Google bot sending malicious GET requests?

Hi all,

I found this line in a client’s web log files the other day:

66.249.71.143 - - [11/Sep/2012:17:14:36 -0400] “GET /cgi-bin/sw.pl?read=%7Ccat%20/etc/passwd%7C HTTP/1.1” 200 139952 “-” “Mozilla/5.0 (compatible; Googlebot/2.1; +http://www.google.com/bot.html)”

As you can see, the GET string contains “cat /etc/passwd” which is a command in unix to grab the list of users on the server. Definitely a no-no, and something only a hacker / bad bot would do.

I checked the IP and it is from Google, as the agent string suggests.

So my question is, where did google pick this up? I suppose maybe a hacker site out there could have that link listed, but otherwise I’m stumped. Frankly I’m surprised google wouldn’t “weed out” links that are hack attempts.

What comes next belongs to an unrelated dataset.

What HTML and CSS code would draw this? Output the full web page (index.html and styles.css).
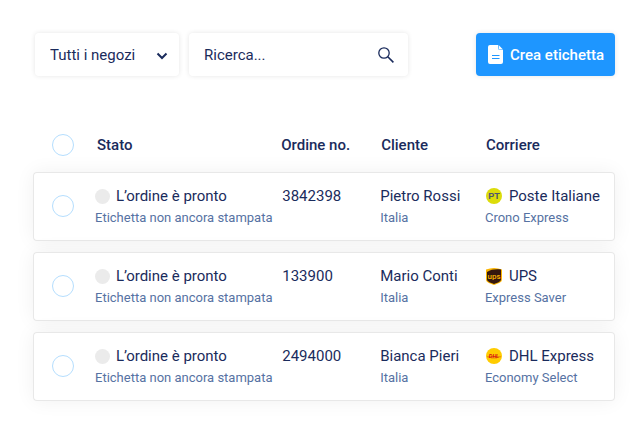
FILE: index.html
```html
<!DOCTYPE html>
<html lang="it">
<head>
    <meta charset="UTF-8">
    <meta name="viewport" content="width=device-width, initial-scale=1.0">
    <title>Ordini</title>
    <link rel="stylesheet" href="styles.css">
</head>
<body>
    <div class="container">
        <!-- Toolbar -->
        <div class="toolbar">
            <div class="field shop">
                <select id="shop" name="shop" aria-label="Negozio">
                    <option value="all">Tutti i negozi</option>
                </select>
                <svg class="chevron" width="12" height="8" viewBox="0 0 12 8" aria-hidden="true">
                    <path d="M1.500 1.500 6 6l4.500-4.500" fill="none" stroke="#1a2b5c" stroke-width="2"/>
                </svg>
            </div>
            <div class="field search">
                <input type="text" id="search" name="search" placeholder="Ricerca..." aria-label="Ricerca">
                <svg class="lens" width="16" height="16" viewBox="0 0 16 16" aria-hidden="true">
                    <circle cx="6" cy="6" r="5.200" fill="none" stroke="#1a2b5c" stroke-width="1.300"/>
                    <path d="M9.800 9.800 15.400 15.400" stroke="#1a2b5c" stroke-width="1.600"/>
                </svg>
            </div>
            <button type="button" class="create">
                <svg width="15" height="19" viewBox="0 0 15 19" aria-hidden="true">
                    <path d="M2 0h8v3a2 2 0 0 0 2 2h3v12a2 2 0 0 1-2 2H2a2 2 0 0 1-2-2V2a2 2 0 0 1 2-2z" fill="#fff"/>
                    <path d="M10.600 0 15 4.400h-3.400a1 1 0 0 1-1-1z" fill="#fff"/>
                    <path d="M4 10.500h7.500M4 13.500h7.500" stroke="#1e96ff" stroke-width="1.200"/>
                </svg>
                Crea etichetta
            </button>
        </div>

        <!-- Orders -->
        <table class="orders">
            <thead>
                <tr>
                    <th class="col-check"><input type="checkbox" aria-label="Seleziona tutti"></th>
                    <th class="col-status">Stato</th>
                    <th class="col-number">Ordine no.</th>
                    <th class="col-client">Cliente</th>
                    <th>Corriere</th>
                </tr>
            </thead>
            <tbody>
                <tr>
                    <td class="col-check"><input type="checkbox" aria-label="Seleziona ordine 3842398"></td>
                    <td>
                        <div class="main"><span class="dot"></span>L’ordine è pronto</div>
                        <div class="sub">Etichetta non ancora stampata</div>
                    </td>
                    <td class="number"><div class="main">3842398</div></td>
                    <td>
                        <div class="main">Pietro Rossi</div>
                        <div class="sub">Italia</div>
                    </td>
                    <td>
                        <div class="main carrier">
                            <svg width="16" height="16" viewBox="0 0 16 16" aria-hidden="true">
                                <circle cx="8" cy="8" r="8" fill="#dcdc0a"/>
                                <text x="8" y="11" text-anchor="middle" class="logo-pt">PT</text>
                            </svg>
                            Poste Italiane
                        </div>
                        <div class="sub">Crono Express</div>
                    </td>
                </tr>
                <tr>
                    <td class="col-check"><input type="checkbox" aria-label="Seleziona ordine 133900"></td>
                    <td>
                        <div class="main"><span class="dot"></span>L’ordine è pronto</div>
                        <div class="sub">Etichetta non ancora stampata</div>
                    </td>
                    <td class="number"><div class="main">133900</div></td>
                    <td>
                        <div class="main">Mario Conti</div>
                        <div class="sub">Italia</div>
                    </td>
                    <td>
                        <div class="main carrier">
                            <svg width="16" height="17" viewBox="0 0 16 17" aria-hidden="true">
                                <path d="M0 1.500Q8-1.500 16 1.500V11c0 3-2 3.800-8 6-6-2.200-8-3-8-6z" fill="#fbb400"/>
                                <path d="M1 4C5 1.300 10 .9 15 1.500V11c0 2.300-1.500 3-7 5-5.500-2-7-2.700-7-5z" fill="#35180f"/>
                                <text x="8" y="11" text-anchor="middle" class="logo-ups">ups</text>
                            </svg>
                            UPS
                        </div>
                        <div class="sub">Express Saver</div>
                    </td>
                </tr>
                <tr>
                    <td class="col-check"><input type="checkbox" aria-label="Seleziona ordine 2494000"></td>
                    <td>
                        <div class="main"><span class="dot"></span>L’ordine è pronto</div>
                        <div class="sub">Etichetta non ancora stampata</div>
                    </td>
                    <td class="number"><div class="main">2494000</div></td>
                    <td>
                        <div class="main">Bianca Pieri</div>
                        <div class="sub">Italia</div>
                    </td>
                    <td>
                        <div class="main carrier">
                            <svg width="16" height="16" viewBox="0 0 16 16" aria-hidden="true">
                                <circle cx="8" cy="8" r="8" fill="#fc0"/>
                                <path d="M1 8.800h14" stroke="#e0561a" stroke-width=".7"/>
                                <text x="8" y="9.500" text-anchor="middle" class="logo-dhl">DHL</text>
                                <path d="M5 10.300h6" stroke="#ee8a10" stroke-width=".7"/>
                            </svg>
                            DHL Express
                        </div>
                        <div class="sub">Economy Select</div>
                    </td>
                </tr>
            </tbody>
        </table>
    </div>
</body>
</html>
```
FILE: styles.css
```css
* {
    box-sizing: border-box;
}

body {
    margin: 0;
    background-color: #fff;
    color: #1a2b5c;
    font-family: Roboto, "Liberation Sans", sans-serif;
    font-size: 15px;
    line-height: 20px;
}

.container {
    padding: 33px 27px 20px 33px;
}

/* Toolbar */
.toolbar {
    display: flex;
    gap: 10px;
    padding-left: 2px;
}

.field {
    position: relative;
    height: 43px;
    border-radius: 4px;
    background-color: #fff;
    box-shadow: 0 0 5px rgba(0, 0, 0, 0.1);
}

.shop {
    flex: 0 1 144px;
}

.search {
    flex: 0 1 219px;
}

.field select,
.field input {
    width: 100%;
    height: 100%;
    margin: 0;
    padding: 0 15px;
    border: none;
    border-radius: 4px;
    outline: none;
    background: none;
    color: inherit;
    font: inherit;
    appearance: none;
}

.field input::placeholder {
    color: #1a2b5c;
    opacity: 1;
}

.chevron,
.lens {
    position: absolute;
    pointer-events: none;
}

.chevron {
    top: 19px;
    right: 11px;
}

.lens {
    top: 14px;
    right: 14px;
}

.create {
    display: flex;
    align-items: center;
    gap: 7px;
    height: 43px;
    margin-left: auto;
    padding: 0 11px 0 12px;
    border: none;
    border-radius: 4px;
    background-color: #1e96ff;
    box-shadow: 0 0 5px rgba(0, 0, 0, 0.1);
    color: #fff;
    font: inherit;
    font-weight: 500;
    white-space: nowrap;
    cursor: pointer;
}

/* Orders table */
.orders {
    width: 100%;
    margin-top: 42px;
    border-spacing: 0 11px;
    table-layout: fixed;
}

.orders th {
    height: 32px;
    padding: 0 1px;
    font-weight: 500;
    text-align: left;
}

.orders .col-check {
    width: 62px;
    padding: 0 0 0 19px;
}

.orders td.col-check {
    padding: 0 0 2px 18px;
}

.orders .col-status {
    width: 32%;
    padding-left: 2px;
}

.orders .col-number {
    width: 17%;
    padding-left: 0;
}

.col-client {
    width: 18%;
}

.orders tbody tr {
    border-radius: 4px;
    box-shadow: 0 0 20px rgba(0, 0, 0, 0.06);
}

.orders td {
    height: 69px;
    padding: 0;
    border: solid #e8e8e8;
    border-width: 1px 0;
    background-color: #fff;
    white-space: nowrap;
}

.orders td:first-child {
    border-left-width: 1px;
    border-radius: 4px 0 0 4px;
}

.orders td:last-child {
    border-right-width: 1px;
    border-radius: 0 4px 4px 0;
}

.orders td.number {
    padding: 13px 1px 0;
    vertical-align: top;
}

.orders input {
    display: block;
    width: 22px;
    height: 22px;
    margin: 0;
    border: 1px solid #b5defe;
    border-radius: 50%;
    appearance: none;
}

.orders input:checked {
    background-color: #1e96ff;
}

.main {
    display: flex;
    align-items: center;
    gap: 6px;
    line-height: 20px;
}

.carrier {
    gap: 7px;
}

.carrier svg {
    margin-left: 1px;
}

.dot {
    width: 15px;
    height: 15px;
    border-radius: 50%;
    background-color: #ebebeb;
}

.sub {
    margin-top: 3px;
    color: #5672a3;
    font-size: 13px;
    line-height: 18px;
}

/* Courier logos */
.logo-pt {
    fill: #4f5570;
    font: bold 9px "Liberation Sans", sans-serif;
}

.logo-ups {
    fill: #fbb400;
    font: 500 8px Roboto, sans-serif;
}

.logo-dhl {
    fill: #d40511;
    font: italic bold 5px "Liberation Sans", sans-serif;
}
```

has anyone else seen this kind of hit from google?

-Jim

How is Google supposed to distinguish links that are malicious from other links? The only way Google has any reason for making that call is if there is a link somewhere on your site that contains that in the address or another site that links to yours that has that as the page on your site that it is supposedly linking to. Unless someone has also managed to install sw.pl into the cgi-bin folder on your server the link will of course simply return a 404 rather than a 200.

If you have a public web stats directory, then links such as this will turn up there due to random malicious bot scans looking for common web app vulnerabilities

Well, that script is on the site, but that “GET” string (after the read=) is not linked anywhere, that I can see. I suppose Google could distinguish it as malicious the same way I parsed it out of the log file - a simple regex looking for /etc/passwd. So if someone crafted a link that would perform a SQL injection to another site, could they get google to spider it and do the dirty work? I suppose so.

We do have analytics on the site, so I suppose is another robot hit the site with that query, and google was able to grab it from the resulting page, google could have stored that and decided to try and spider it.

Should the script be there? Does it serve a purpose you are aware of, and is the file modified time stamp of it recent?

Yes, it’s a real script. As with other hack attempts, carefully crafted get/post parameters are sent in, to probe the script code. The script in this case ignores the bad request and returns a list of threads (it’s a forum script). So from google’s perspective, I guess it’s a url that works, so it’s checking it out.

Maybe you should download the script file and check it out with your antivirus software, it might have been tampered with.

Just out of curiosity does the page make this GET request using jQuery/Ajax when it loads up?